With only the naked eye, people made maps of the moon for millennia, but revolution came with Galileo’s refracting telescope. As instruments became more powerful, more celestial bodies were discovered and mapped. In the 1800s, German astronomers Wilhelm Beer and Johann von Madler made the first scientific maps of the Moon and Mars. Their original coordinate systems for both of these orbs are still in use today.
Space-based mapping began in 1961 with NASA’s Ranger probes to the Moon using television cameras. Five more orbiters were deployed through 1968. These missions resulted in over 500 maps of the Moon from local to global, before 1975! After the Moon, other bodies were mapped with electronically-transmitted photographs.
Beyond the Moon
Perhaps no other planet has captured our imagination like Mars, the milieu for countless stories and movies.

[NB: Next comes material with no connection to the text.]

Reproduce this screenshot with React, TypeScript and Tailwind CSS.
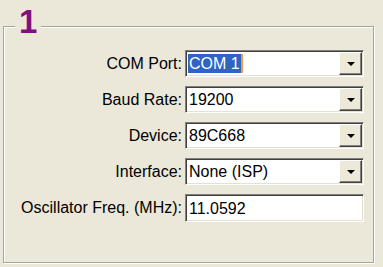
import React from "react";

const font = { fontFamily: '"Liberation Sans", Arial, sans-serif' };

function Arrow() {
  return (
    <div className="flex h-[23px] w-[23px] items-center justify-center border border-t-white border-l-white border-r-[#404040] border-b-[#404040] bg-[#ece9d8] shadow-[inset_-1px_-1px_0_#808080]">
      <svg width="8" height="4" viewBox="0 0 8 4">
        <polygon points="0,0 8,0 4,4" fill="#000" />
      </svg>
    </div>
  );
}

function Combo({ value, selected }: { value: string; selected?: boolean }) {
  return (
    <div className="flex h-[27px] w-[179px] items-center justify-between border border-[#808080] border-b-white border-r-white bg-white pl-[2px] pr-[1px] shadow-[inset_1px_1px_0_#404040,inset_-1px_-1px_0_#e4e1d4]">
      {selected ? (
        <span className="border-r-2 border-r-[#e8a040] bg-[#2f63c4] px-[1px] leading-[19px] text-white">{value}</span>
      ) : (
        <span className="px-[1px] leading-[19px] text-black">{value}</span>
      )}
      <Arrow />
    </div>
  );
}

function Text({ value }: { value: string }) {
  return (
    <div className="flex h-[28px] w-[179px] items-center border border-[#808080] border-b-white border-r-white bg-white pl-[3px] shadow-[inset_1px_1px_0_#404040,inset_-1px_-1px_0_#e4e1d4]">
      <span className="leading-[19px] text-black">{value}</span>
    </div>
  );
}

function Row({ label, children }: { label: string; children: React.ReactNode }) {
  return (
    <div className="flex items-center gap-[3px]">
      <div className="w-[178px] text-right text-black">{label}</div>
      {children}
    </div>
  );
}

export default function App() {
  return (
    <div className="h-[267px] w-[383px] overflow-hidden bg-[#ebe8da] pt-[26px] pl-[3px] text-[16px]" style={font}>
      <div className="relative h-[237px] w-[371px] border border-[#a9a593] shadow-[inset_1px_1px_0_#fff,1px_1px_0_#fff]">
        {/* group title */}
        <div className="absolute -top-[22px] left-[11px] bg-[#ebe8da] px-[4px] text-[33px] font-bold leading-[34px] text-[#80107e]">
          1
        </div>
        <div className="flex flex-col gap-[9px] pt-[23px]">
          <Row label="COM Port:">
            <Combo value="COM 1" selected />
          </Row>
          <Row label="Baud Rate:">
            <Combo value="19200" />
          </Row>
          <Row label="Device:">
            <Combo value="89C668" />
          </Row>
          <Row label="Interface:">
            <Combo value="None (ISP)" />
          </Row>
          <Row label="Oscillator Freq. (MHz):">
            <Text value="11.0592" />
          </Row>
        </div>
      </div>
    </div>
  );
}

Other than the Moon and Earth, Mars is the most comprehensively mapped body in the solar system. It has many characteristics advantageous to orbital and surface mapping: a thin and transparent atmosphere, low gravity, a relatively hospitable climate and proximity to Earth.
After Beer and Madler, more telescopically-based maps were made by Schmidt, Lowell and others. Space-based mapping of Mars began with NASA’s Mariner missions from 1965 through 1972, which delivered almost complete coverage of the Martian surface, with image resolutions from 1000 to 100 meters. The first image-based, planetary-wide map of the red planet was produced in 1972, and still is used as a basemap.
Following the Mariner missions, the Viking missions of 1975-1976 orbited and landed, providing over 50,000 images, some with resolution down to six meters. The mapping of Mars continues to this day with NASA’s landers and orbiters, hopefully paving the way for a manned mission.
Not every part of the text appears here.